- INSTRUCTION: Retype, please, the listing from its opening line through the line that contains "const metrics: string[]", both included, without the pictures.

........

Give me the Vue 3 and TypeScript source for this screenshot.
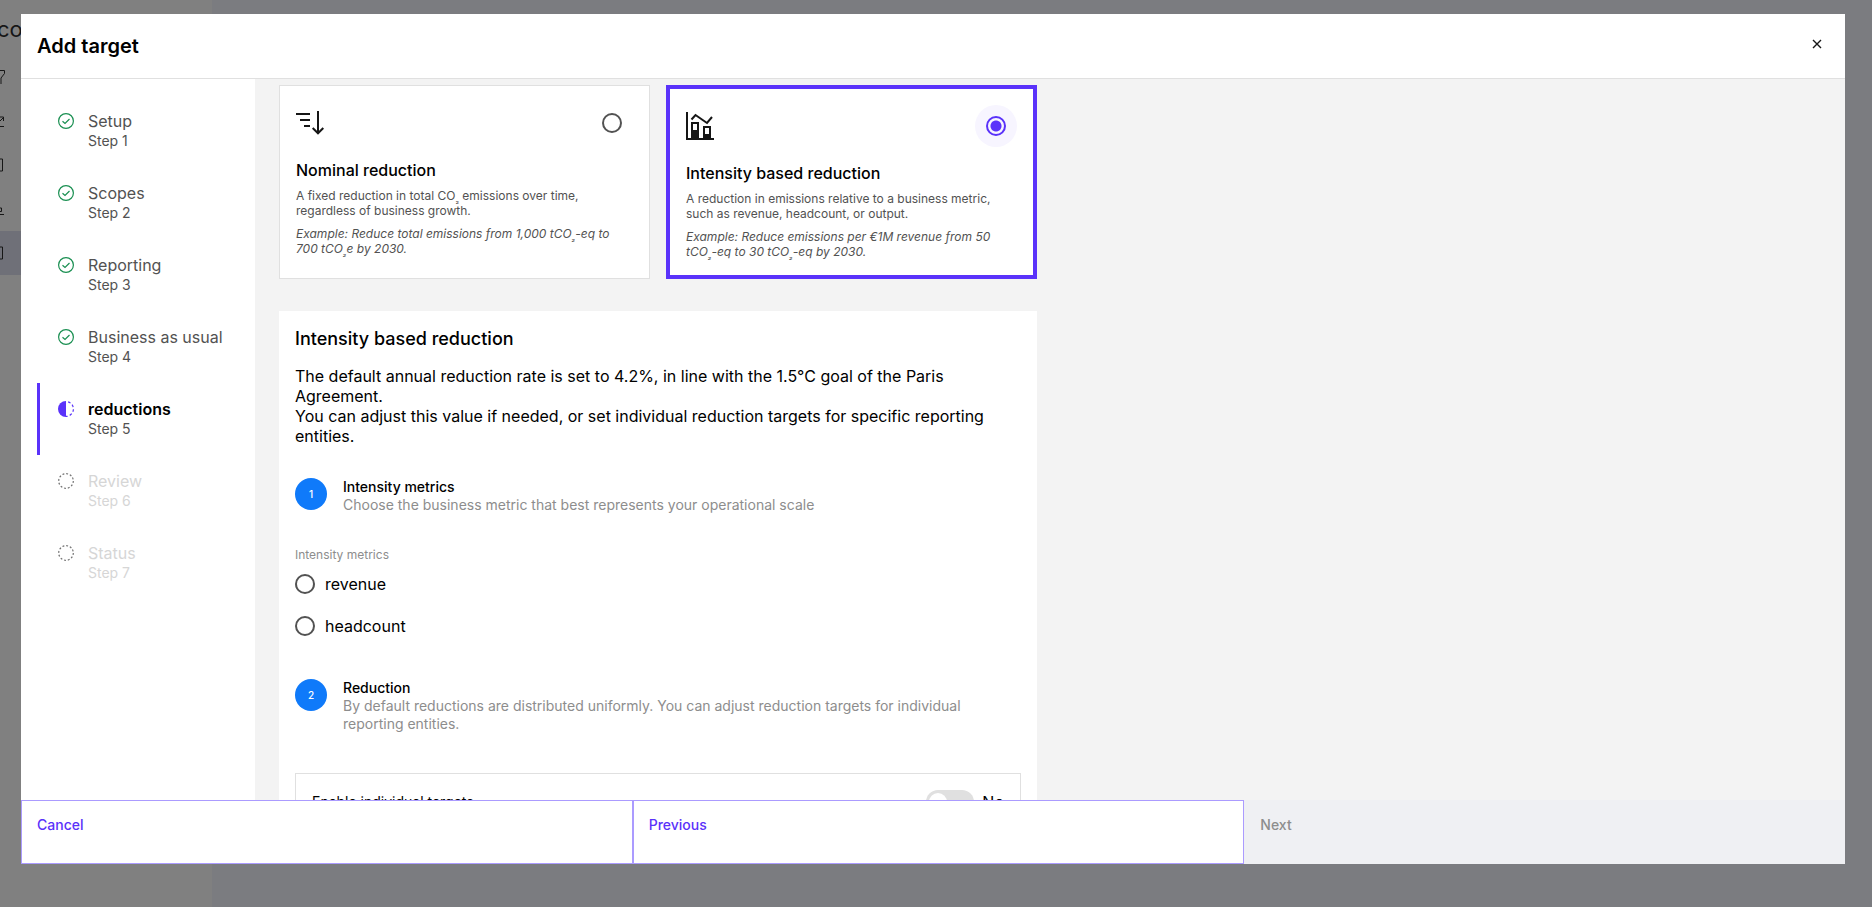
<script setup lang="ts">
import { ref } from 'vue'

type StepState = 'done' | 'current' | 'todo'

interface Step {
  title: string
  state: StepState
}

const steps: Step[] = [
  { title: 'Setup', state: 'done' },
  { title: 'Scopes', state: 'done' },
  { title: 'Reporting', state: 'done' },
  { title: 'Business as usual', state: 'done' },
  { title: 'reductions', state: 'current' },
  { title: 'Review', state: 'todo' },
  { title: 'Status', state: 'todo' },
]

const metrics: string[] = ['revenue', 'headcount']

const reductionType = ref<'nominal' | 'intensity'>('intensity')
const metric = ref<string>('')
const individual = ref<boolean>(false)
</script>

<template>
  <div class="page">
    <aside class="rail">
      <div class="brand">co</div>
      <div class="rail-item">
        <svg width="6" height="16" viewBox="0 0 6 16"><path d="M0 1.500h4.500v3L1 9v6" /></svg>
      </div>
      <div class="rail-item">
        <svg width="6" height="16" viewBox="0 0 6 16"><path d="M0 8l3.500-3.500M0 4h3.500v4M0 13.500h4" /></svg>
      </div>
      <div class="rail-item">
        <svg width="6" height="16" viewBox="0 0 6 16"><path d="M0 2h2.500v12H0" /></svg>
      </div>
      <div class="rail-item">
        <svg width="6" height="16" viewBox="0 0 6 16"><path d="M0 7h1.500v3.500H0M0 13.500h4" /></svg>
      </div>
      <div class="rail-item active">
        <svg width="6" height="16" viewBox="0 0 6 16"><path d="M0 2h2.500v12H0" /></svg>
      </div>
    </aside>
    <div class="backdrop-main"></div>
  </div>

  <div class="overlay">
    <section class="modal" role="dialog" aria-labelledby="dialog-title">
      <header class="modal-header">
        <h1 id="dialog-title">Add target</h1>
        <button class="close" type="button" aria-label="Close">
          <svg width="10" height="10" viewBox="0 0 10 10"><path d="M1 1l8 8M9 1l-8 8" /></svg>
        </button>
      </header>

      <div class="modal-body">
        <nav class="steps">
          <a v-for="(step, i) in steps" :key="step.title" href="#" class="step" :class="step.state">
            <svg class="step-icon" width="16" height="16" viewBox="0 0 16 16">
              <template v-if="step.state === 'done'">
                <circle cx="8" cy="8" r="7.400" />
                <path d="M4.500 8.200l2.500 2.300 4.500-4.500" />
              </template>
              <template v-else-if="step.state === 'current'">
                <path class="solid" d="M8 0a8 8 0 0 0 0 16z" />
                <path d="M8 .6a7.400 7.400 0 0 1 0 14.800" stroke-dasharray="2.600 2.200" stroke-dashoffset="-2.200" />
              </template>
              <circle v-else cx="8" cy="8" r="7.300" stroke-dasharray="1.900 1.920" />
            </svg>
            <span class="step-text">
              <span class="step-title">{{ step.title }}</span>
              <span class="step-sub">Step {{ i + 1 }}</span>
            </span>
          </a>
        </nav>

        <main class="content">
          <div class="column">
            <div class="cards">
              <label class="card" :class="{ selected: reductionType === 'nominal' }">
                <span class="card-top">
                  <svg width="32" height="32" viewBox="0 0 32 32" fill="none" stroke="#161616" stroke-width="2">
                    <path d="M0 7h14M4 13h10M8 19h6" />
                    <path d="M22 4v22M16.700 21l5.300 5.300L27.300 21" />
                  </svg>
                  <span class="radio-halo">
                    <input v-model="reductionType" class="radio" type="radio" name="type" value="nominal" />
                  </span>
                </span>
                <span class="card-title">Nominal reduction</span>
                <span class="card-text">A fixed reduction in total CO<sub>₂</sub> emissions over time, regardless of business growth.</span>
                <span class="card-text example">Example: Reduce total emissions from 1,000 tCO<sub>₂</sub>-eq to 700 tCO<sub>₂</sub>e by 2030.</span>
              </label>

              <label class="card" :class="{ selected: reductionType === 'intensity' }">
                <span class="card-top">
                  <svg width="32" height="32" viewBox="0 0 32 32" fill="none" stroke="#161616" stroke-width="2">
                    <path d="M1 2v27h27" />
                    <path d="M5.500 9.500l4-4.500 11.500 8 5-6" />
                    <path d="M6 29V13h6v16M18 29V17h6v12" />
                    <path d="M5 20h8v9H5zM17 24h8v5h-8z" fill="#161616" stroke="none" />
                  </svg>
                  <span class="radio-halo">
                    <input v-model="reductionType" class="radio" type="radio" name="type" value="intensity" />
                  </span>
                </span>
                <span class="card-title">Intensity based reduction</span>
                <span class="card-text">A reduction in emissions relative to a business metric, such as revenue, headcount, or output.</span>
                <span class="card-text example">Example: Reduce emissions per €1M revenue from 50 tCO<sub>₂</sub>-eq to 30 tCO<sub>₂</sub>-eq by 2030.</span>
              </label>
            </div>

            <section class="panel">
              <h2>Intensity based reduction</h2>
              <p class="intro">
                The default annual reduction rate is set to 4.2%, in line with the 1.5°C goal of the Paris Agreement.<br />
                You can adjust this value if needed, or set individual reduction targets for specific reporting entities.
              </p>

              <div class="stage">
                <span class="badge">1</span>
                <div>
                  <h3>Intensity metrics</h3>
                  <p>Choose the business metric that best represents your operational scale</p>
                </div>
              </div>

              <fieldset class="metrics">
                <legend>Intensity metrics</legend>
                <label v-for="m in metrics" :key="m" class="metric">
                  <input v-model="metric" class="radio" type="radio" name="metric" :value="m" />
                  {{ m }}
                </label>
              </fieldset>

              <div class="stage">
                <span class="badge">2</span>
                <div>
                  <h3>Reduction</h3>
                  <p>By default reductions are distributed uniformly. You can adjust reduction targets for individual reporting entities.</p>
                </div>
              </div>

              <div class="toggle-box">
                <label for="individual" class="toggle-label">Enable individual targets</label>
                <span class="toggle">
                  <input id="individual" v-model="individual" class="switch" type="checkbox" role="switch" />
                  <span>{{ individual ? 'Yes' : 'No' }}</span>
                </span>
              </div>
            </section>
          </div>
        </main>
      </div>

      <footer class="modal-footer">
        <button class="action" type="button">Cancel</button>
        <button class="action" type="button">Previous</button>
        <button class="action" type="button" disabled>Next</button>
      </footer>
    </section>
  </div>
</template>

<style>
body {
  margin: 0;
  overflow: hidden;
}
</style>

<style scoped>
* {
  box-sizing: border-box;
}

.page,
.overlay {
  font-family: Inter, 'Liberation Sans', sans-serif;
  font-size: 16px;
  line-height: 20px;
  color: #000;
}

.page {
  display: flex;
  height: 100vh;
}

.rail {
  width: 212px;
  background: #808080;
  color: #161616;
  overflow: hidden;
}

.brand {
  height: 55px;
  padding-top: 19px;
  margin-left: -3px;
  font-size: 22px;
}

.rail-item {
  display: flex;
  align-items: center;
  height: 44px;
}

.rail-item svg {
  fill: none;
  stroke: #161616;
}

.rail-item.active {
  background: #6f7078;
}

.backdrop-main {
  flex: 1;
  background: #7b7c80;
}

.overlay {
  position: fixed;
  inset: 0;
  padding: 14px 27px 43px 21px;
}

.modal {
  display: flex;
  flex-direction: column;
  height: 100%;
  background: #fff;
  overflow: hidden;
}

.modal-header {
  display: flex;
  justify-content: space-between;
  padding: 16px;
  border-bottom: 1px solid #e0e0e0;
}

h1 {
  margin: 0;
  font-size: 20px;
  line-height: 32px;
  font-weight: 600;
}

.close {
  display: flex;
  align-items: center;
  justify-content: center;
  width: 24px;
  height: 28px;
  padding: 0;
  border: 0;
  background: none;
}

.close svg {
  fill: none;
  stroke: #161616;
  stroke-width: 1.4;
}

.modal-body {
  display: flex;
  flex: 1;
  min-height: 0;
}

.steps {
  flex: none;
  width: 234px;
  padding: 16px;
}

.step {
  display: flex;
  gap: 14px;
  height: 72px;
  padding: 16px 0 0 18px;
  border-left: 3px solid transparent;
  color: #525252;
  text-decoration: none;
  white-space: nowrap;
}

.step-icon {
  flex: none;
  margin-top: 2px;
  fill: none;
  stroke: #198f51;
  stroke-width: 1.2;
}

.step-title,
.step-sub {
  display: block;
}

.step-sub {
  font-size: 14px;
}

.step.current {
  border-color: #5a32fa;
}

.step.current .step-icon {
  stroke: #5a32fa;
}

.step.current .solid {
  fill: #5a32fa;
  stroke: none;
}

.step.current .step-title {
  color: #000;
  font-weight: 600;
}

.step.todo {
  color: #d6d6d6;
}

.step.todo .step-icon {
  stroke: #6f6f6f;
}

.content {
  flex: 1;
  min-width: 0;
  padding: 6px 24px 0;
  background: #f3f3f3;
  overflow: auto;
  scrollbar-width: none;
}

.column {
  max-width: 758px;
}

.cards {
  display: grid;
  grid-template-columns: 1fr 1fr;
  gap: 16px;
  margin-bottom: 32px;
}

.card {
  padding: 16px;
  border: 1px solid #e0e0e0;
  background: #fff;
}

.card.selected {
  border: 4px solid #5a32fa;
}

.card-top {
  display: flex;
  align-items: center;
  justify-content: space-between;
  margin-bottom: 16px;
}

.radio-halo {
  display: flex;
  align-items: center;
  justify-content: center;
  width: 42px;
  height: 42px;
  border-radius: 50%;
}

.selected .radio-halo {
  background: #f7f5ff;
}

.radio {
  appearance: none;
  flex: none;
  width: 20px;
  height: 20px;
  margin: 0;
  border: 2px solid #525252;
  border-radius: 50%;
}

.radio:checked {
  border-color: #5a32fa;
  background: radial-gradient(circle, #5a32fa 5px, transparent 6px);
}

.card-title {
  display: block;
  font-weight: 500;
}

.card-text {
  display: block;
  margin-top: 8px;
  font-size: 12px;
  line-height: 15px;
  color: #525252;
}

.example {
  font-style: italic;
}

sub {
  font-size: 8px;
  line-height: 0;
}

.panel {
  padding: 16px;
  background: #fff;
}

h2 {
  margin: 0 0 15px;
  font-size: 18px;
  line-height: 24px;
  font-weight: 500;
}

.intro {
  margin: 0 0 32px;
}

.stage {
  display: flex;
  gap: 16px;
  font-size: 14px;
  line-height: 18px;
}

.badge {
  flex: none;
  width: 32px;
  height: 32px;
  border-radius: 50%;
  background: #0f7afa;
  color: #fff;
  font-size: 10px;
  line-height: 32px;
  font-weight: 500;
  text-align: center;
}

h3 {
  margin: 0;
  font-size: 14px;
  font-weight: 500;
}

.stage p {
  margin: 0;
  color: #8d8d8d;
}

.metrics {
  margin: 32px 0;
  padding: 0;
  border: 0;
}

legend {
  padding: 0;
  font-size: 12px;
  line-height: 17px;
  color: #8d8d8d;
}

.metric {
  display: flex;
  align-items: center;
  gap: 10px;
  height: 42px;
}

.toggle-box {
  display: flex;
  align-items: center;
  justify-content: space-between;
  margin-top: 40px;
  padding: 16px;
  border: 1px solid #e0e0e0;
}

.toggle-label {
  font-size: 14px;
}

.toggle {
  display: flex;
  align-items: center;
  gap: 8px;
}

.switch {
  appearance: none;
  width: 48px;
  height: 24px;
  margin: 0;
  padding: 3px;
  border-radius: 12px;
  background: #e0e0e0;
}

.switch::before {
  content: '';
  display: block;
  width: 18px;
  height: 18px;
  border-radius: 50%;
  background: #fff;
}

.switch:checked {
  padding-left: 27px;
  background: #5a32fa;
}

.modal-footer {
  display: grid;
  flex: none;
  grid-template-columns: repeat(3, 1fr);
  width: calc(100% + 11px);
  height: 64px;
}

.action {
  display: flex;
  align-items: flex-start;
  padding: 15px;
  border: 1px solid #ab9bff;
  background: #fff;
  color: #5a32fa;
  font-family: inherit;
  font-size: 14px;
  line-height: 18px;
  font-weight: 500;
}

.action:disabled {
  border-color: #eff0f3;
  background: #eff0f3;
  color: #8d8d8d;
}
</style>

........

- TASK RESPONSE:
Give me the Vue 3 and TypeScript source for this screenshot.
<script setup lang="ts">
import { ref } from 'vue'

type StepState = 'done' | 'current' | 'todo'

interface Step {
  title: string
  state: StepState
}

const steps: Step[] = [
  { title: 'Setup', state: 'done' },
  { title: 'Scopes', state: 'done' },
  { title: 'Reporting', state: 'done' },
  { title: 'Business as usual', state: 'done' },
  { title: 'reductions', state: 'current' },
  { title: 'Review', state: 'todo' },
  { title: 'Status', state: 'todo' },
]

const metrics: string[] = ['revenue', 'headcount']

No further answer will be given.